On Wed, Mar 07, 2012 at 07:51:42PM -0500, Tom Lane wrote:
> Alexander Korotkov <aekorotkov@gmail.com> writes:
> > True. If (max count - min count + 1) is small, enumerating of frequencies
> > is both more compact and more precise representation. Simultaneously,
> > if (max count - min count + 1) is large, we can run out of
> > statistics_target with such representation. We can use same representation
> > of count distribution as for scalar column value: MCV and HISTOGRAM, but it
> > would require additional statkind and statistics slot. Probably, you've
> > better ideas?
>
> I wasn't thinking of introducing two different representations,
> but just trimming the histogram length when it's larger than necessary.
>
> On reflection my idea above is wrong; for example assume that we have a
> column with 900 arrays of length 1 and 100 arrays of length 2. Going by
> what I said, we'd reduce the histogram to {1,2}, which might accurately
> capture the set of lengths present but fails to show that 1 is much more
> common than 2. However, a histogram {1,1,1,1,1,1,1,1,1,2} (ten entries)

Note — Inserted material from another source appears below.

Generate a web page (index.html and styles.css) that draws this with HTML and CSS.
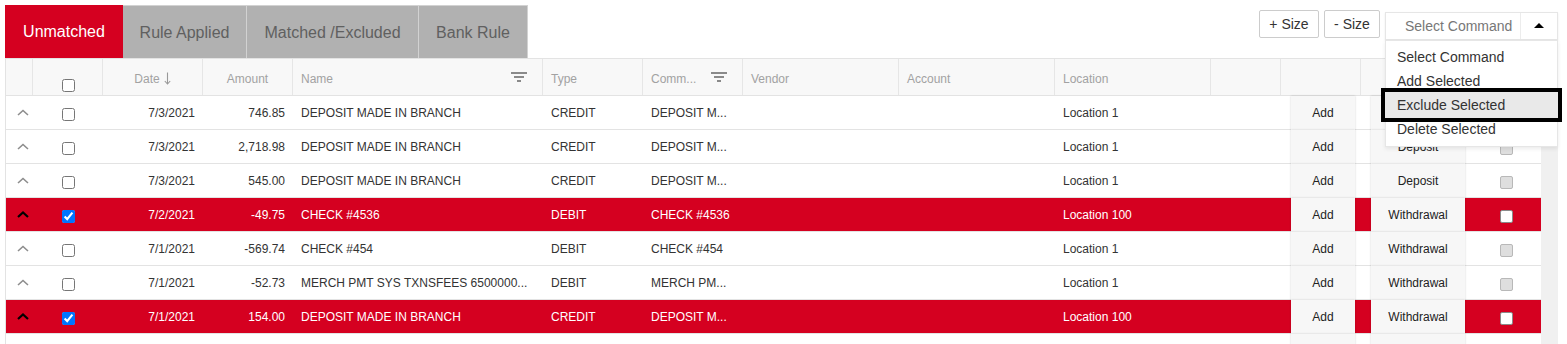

> would capture the situation perfectly in one-tenth the space that the
> current logic does.
Granted. When the next sample finds 899/101 instead, though, the optimization
vanishes. You save 90% of the space, perhaps 10% of the time. If you want to
materially narrow typical statistics, Alexander's proposal looks like the way
to go. I'd guess array columns always having DEC <= default_statistics_target
are common enough to make that representation the dominant representation, if
not the only necessary representation.